Tailor further noted in his decision that such cases, challenging orders of quarantine, must be brought to trial swiftly, particularly when quarantine orders may be only days in duration. Simply because a quarantine may be relatively brief does not mean public health authorities can simply ignore constitutional rights and processes, the judge said.

“As this case aptly demonstrates, a quarantine order may be of such brief duration that by the time the matter is tried the quarantine order will have been lapsed and the case will have become moot,” the judge wrote. “Therefore, as a practical matter, the procedure that respects the due process and other constitutional and statutory rights of a respondent would necessitate that the (public health agency) be prepared to present evidence in the first instance (beyond simply a petition with a declaration appended) through witnesses and documents if the respondent, as appears to be the case here, is not prepared to stipulate to, or otherwise disputes, the salient facts alleged in the petition.

“The Court may not deprive one of their liberty interests without giving them the opportunity to confront the government’s witnesses and to present their own witnesses.”

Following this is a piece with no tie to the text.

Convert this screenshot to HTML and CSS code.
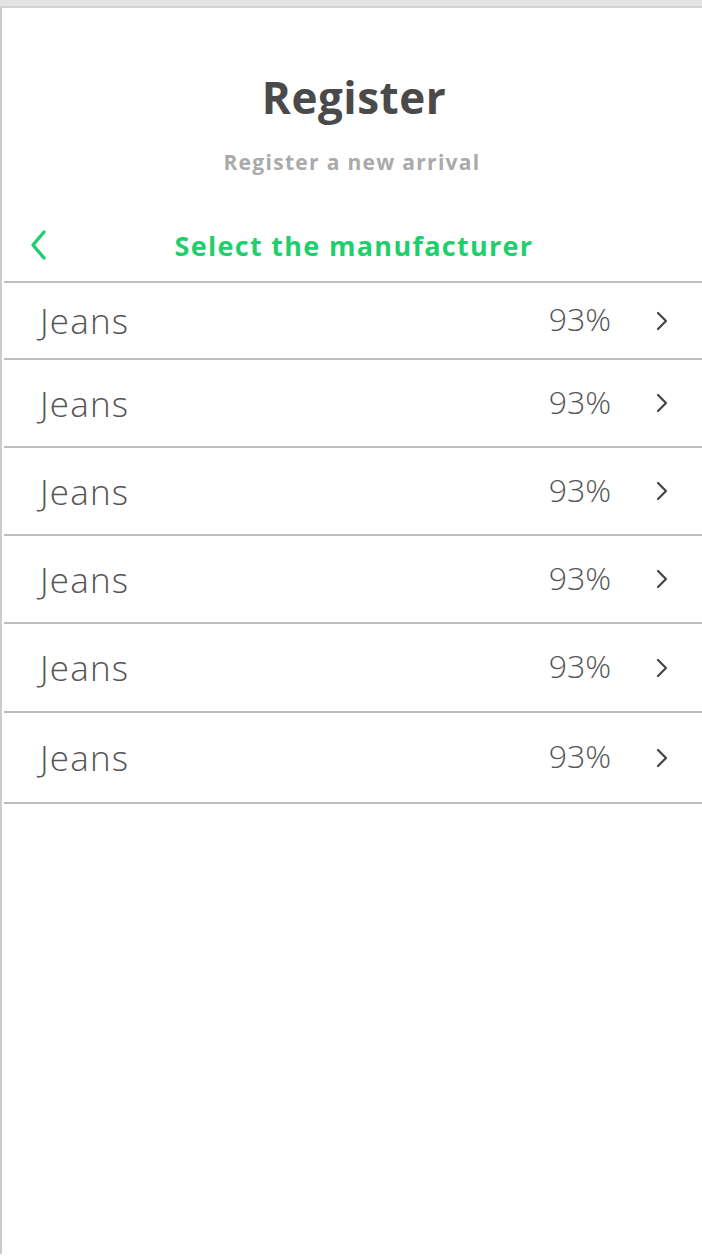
FILE: index.html
```html
<!DOCTYPE html>
<html lang="en">
<head>
<meta charset="utf-8">
<title>Register</title>
<link rel="stylesheet" href="styles.css">
</head>
<body>
<div class="frame">
  <header class="header">
    <h1 class="title">Register</h1>
    <p class="subtitle">Register a new arrival</p>
    <div class="nav">
      <svg class="back" width="18" height="32" viewBox="0 0 18 32"><path d="M15 3 L4 16 L15 29" fill="none" stroke="#1ecf6c" stroke-width="3.4" stroke-linecap="round" stroke-linejoin="round"/></svg>
      <span class="nav-title">Select the manufacturer</span>
    </div>
  </header>
  <ul class="list">
    <li class="row r1"><span class="name">Jeans</span><span class="pct">93%</span><svg class="chev" width="12" height="20" viewBox="0 0 12 20"><path d="M2 2 L10 10 L2 18" fill="none" stroke="#444" stroke-width="2.2" stroke-linecap="round" stroke-linejoin="round"/></svg></li>
    <li class="row"><span class="name">Jeans</span><span class="pct">93%</span><svg class="chev" width="12" height="20" viewBox="0 0 12 20"><path d="M2 2 L10 10 L2 18" fill="none" stroke="#444" stroke-width="2.2" stroke-linecap="round" stroke-linejoin="round"/></svg></li>
    <li class="row"><span class="name">Jeans</span><span class="pct">93%</span><svg class="chev" width="12" height="20" viewBox="0 0 12 20"><path d="M2 2 L10 10 L2 18" fill="none" stroke="#444" stroke-width="2.2" stroke-linecap="round" stroke-linejoin="round"/></svg></li>
    <li class="row"><span class="name">Jeans</span><span class="pct">93%</span><svg class="chev" width="12" height="20" viewBox="0 0 12 20"><path d="M2 2 L10 10 L2 18" fill="none" stroke="#444" stroke-width="2.2" stroke-linecap="round" stroke-linejoin="round"/></svg></li>
    <li class="row r5"><span class="name">Jeans</span><span class="pct">93%</span><svg class="chev" width="12" height="20" viewBox="0 0 12 20"><path d="M2 2 L10 10 L2 18" fill="none" stroke="#444" stroke-width="2.2" stroke-linecap="round" stroke-linejoin="round"/></svg></li>
    <li class="row r6"><span class="name">Jeans</span><span class="pct">93%</span><svg class="chev" width="12" height="20" viewBox="0 0 12 20"><path d="M2 2 L10 10 L2 18" fill="none" stroke="#444" stroke-width="2.2" stroke-linecap="round" stroke-linejoin="round"/></svg></li>
  </ul>
</div>
</body>
</html>
```
FILE: styles.css
```css
html, body {
  margin: 0;
  padding: 0;
  background: #fff;
}
body {
  border-top: 6px solid #e4e4e4;
  font-family: "Open Sans", "Lato", sans-serif;
}
.frame {
  border-top: 2px solid #d2d2d2;
  border-left: 2px solid #cccccc;
  min-height: 1248px;
  box-sizing: border-box;
}
.header {
  padding-top: 64px;
  text-align: center;
}
.title {
  margin: 0 0 0 4px;
  font-size: 44px;
  line-height: 50px;
  font-weight: 700;
  letter-spacing: 0.5px;
  color: #4a4a4a;
}
.subtitle {
  margin: 27px 0 0;
  font-size: 21px;
  line-height: 26px;
  font-weight: 700;
  letter-spacing: 1.3px;
  color: #aaaaaa;
}
.nav {
  margin-top: 40px;
  height: 60px;
  margin-bottom: 6px;
  display: flex;
  align-items: center;
  justify-content: center;
  position: relative;
}
.back {
  position: absolute;
  left: 27px;
  top: 14px;
}
.nav-title {
  font-size: 27px;
  font-weight: 700;
  letter-spacing: 1.3px;
  color: #1ecf6c;
  margin-left: 4px;
}
.list {
  list-style: none;
  margin: 0 0 0 2px;
  padding: 0;
  border-top: 2px solid #bdbdbd;
}
.row {
  display: flex;
  align-items: center;
  height: 86px;
  border-bottom: 2px solid #bdbdbd;
  padding: 0 34px 0 36px;
  color: #555;
  font-weight: 300;
}
.row.r1 { height: 75px; }
.row.r5 { height: 87px; }
.row.r6 { height: 89px; }
.name {
  flex: 1;
  font-size: 35px;
  letter-spacing: 1.2px;
}
.pct {
  font-size: 32px;
  margin-right: 45px;
  position: relative;
  top: -2px;
}
.chev {
  display: block;
}
```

That reasoning is very similar to legal arguments advanced by other lawyers, most notably Tom DeVore, of Silver Lake Legal, of downstate Greenville, in larger actions challenging compulsory student masks, testing and quarantines in schools across the state. DeVore's action remains pending in Sangamon County court in Springfield, but did result in a temporary restraining order against Gov. JB Pritzker and nearly 150 school districts, forbidding them from enforcing so-called "emergency orders" issued by agencies under Pritzker's control, putting in place the school COVID restrictions. The judge in that case determined Pritzker had illegally issued the rules, violating the due process rights of students, parents and educators.

The order, issued by Sangamon County Judge Raylene Grischow, was vacated as moot by the Illinois Supreme Court, because a committee of state lawmakers refused to allow Pritzker to renew the emergency rules after they expired in February. Grischow's legal reasoning has not been overruled by any appellate court, to this point, despite repeated demands from Pritzker and Illinois Attorney General Kwame Raoul to do so.

Following the Illinois Supreme Court's ruling, Pritzker announced he was going to lift the statewide school mask mandate, despite the legal questions over whether those rules even continued to actually exist.

In the Cook County case, the student was represented by attorney Lucas Fuksa, of the firm of Fuksa Khorshid, of Chicago.

Fuksa said the case was ultimately settled. He declined to discuss the terms of the settlement, but said "it did not benefit the CCDPH."

In response to the ruling, Fuksa applauded both the decision and the decision by the school district and the CCDPH to comply with the law, and seek a court order.

"More importantly the case signifies something extremely important: That a district actually complied with the law as it relates to quarantining individuals," Fuksa said, in an emailed statement to the Cook County Record.

"Remember, people such as myself opposed to what has happened in the past two years do not dispute a school district’s ability to subject certain students to quarantine, but rather, that they do so according to the law. 

"This is the first case I know of in Cook County where the school district 1) obtained an order of quarantine from the CCDPH and 2) filed a petition within 48 hours to authorize such a quarantine. They complied with the law in doing so and I congratulate them for that. Unfortunately for them, they did not meet the burden to authorize the quarantine, but at least they followed the law, as opposed to mandating a quarantine without due process. This is huge."

Fuksa said he "cannot imagine" the school district at the center of this case "will go back to mandating quarantines," and he said he believed the decision would be "similarly applied to other districts."